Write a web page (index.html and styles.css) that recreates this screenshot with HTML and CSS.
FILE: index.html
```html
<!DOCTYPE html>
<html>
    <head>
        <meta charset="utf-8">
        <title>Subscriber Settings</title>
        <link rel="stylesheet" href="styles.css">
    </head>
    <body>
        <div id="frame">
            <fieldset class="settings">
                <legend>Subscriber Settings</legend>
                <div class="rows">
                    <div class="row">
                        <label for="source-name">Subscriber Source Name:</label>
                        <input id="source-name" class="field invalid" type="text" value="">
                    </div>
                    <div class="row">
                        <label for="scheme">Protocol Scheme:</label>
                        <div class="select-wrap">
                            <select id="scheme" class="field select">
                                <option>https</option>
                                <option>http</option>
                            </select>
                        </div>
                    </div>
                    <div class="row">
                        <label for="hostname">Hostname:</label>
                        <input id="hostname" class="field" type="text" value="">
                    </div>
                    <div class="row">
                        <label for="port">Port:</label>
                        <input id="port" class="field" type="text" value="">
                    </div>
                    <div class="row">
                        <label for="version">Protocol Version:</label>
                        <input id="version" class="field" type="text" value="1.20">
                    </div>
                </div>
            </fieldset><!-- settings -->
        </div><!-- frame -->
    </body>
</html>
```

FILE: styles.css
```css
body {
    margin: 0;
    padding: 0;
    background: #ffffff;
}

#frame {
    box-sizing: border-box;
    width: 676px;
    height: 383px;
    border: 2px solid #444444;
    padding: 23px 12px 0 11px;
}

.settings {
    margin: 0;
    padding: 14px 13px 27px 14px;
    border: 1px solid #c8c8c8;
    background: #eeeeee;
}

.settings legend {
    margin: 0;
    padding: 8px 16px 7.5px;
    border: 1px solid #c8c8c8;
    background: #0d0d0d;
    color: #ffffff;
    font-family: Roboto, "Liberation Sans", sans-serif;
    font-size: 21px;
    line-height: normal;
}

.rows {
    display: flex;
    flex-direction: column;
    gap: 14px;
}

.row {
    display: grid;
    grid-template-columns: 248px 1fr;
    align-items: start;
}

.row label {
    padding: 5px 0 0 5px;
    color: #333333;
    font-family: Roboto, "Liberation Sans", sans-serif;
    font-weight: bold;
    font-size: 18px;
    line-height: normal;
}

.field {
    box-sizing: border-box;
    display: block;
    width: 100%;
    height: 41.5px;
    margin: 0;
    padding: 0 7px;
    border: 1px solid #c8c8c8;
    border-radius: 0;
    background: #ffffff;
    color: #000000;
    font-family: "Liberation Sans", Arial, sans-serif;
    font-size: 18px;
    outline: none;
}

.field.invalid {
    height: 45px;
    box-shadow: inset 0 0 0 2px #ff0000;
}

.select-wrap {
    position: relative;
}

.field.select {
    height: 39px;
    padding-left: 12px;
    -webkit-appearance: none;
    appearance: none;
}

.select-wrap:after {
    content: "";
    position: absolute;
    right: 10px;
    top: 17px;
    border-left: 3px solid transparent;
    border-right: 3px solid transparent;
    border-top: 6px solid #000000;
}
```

--- --- ---

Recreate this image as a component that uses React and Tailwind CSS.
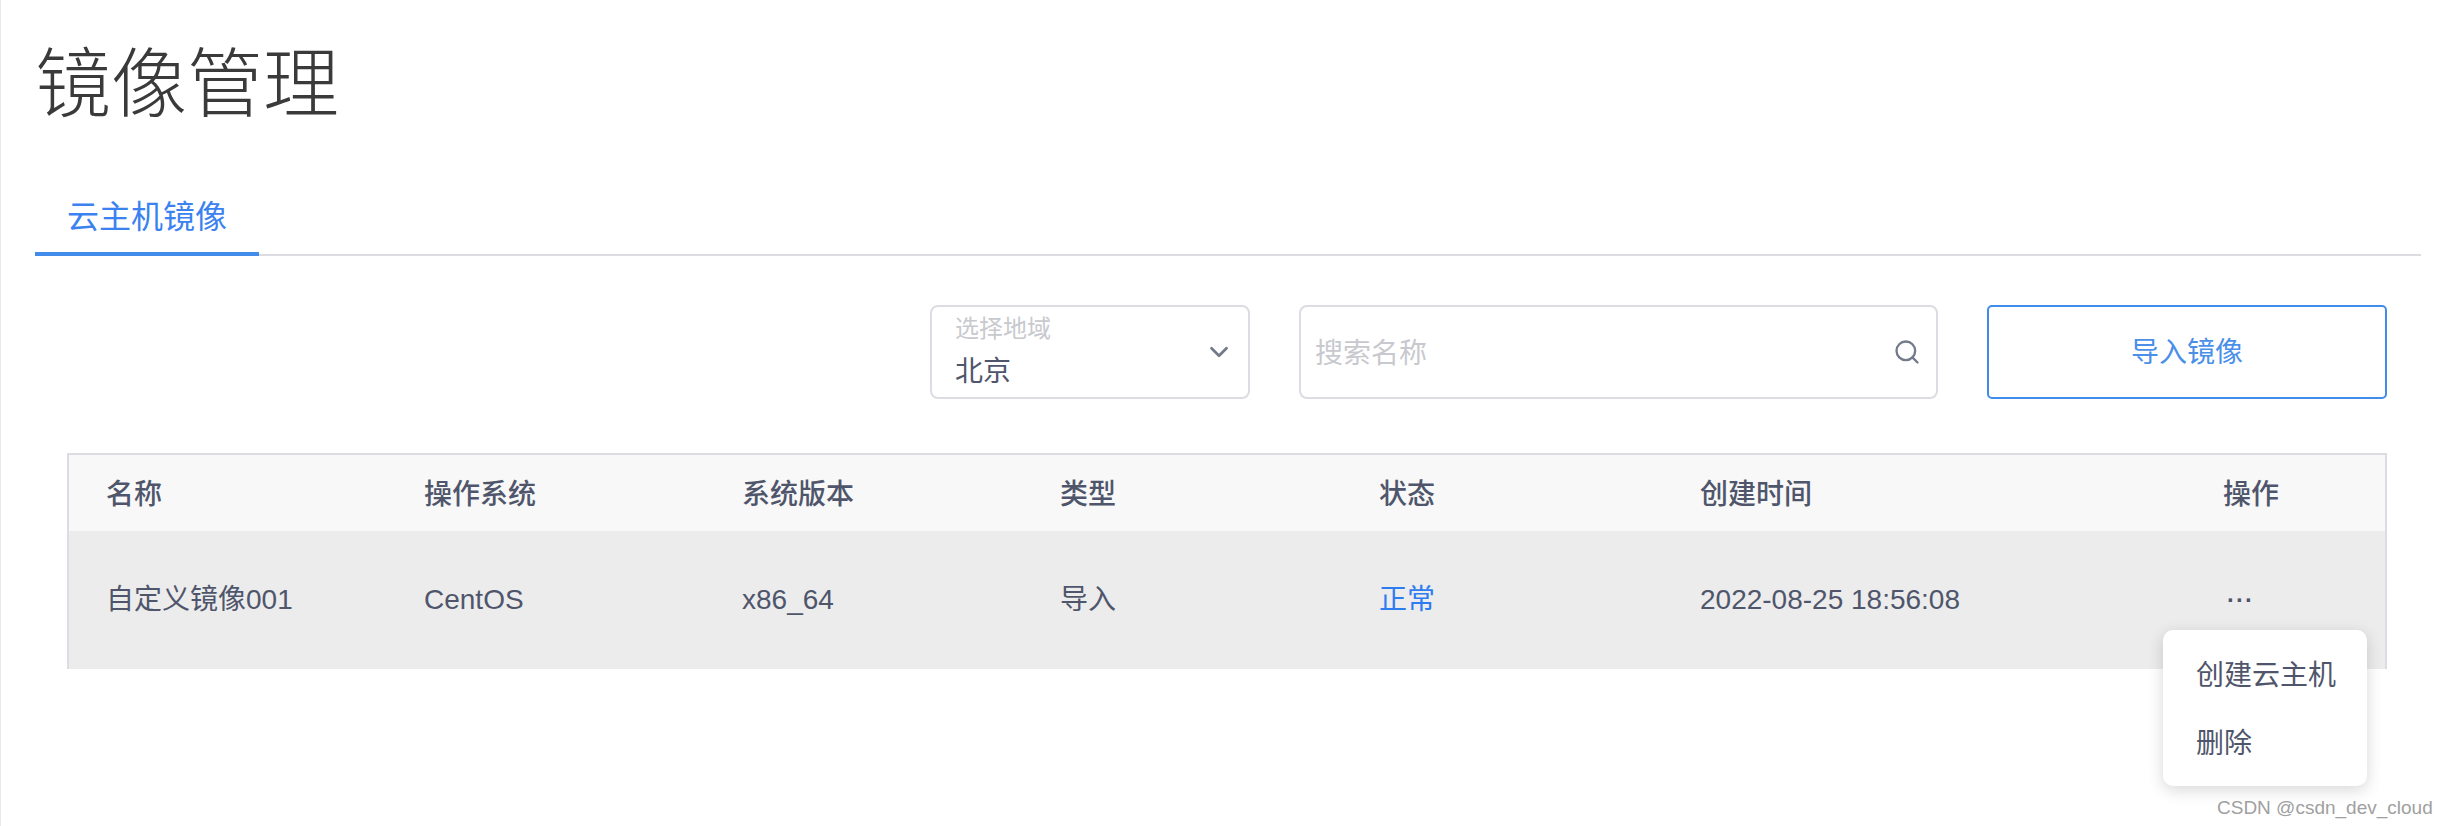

--- --- ---

YOUR OBJECTIVE
Say, as a bare number, how many lines in the entries above include the string "that".

CORRECT OUTPUT
2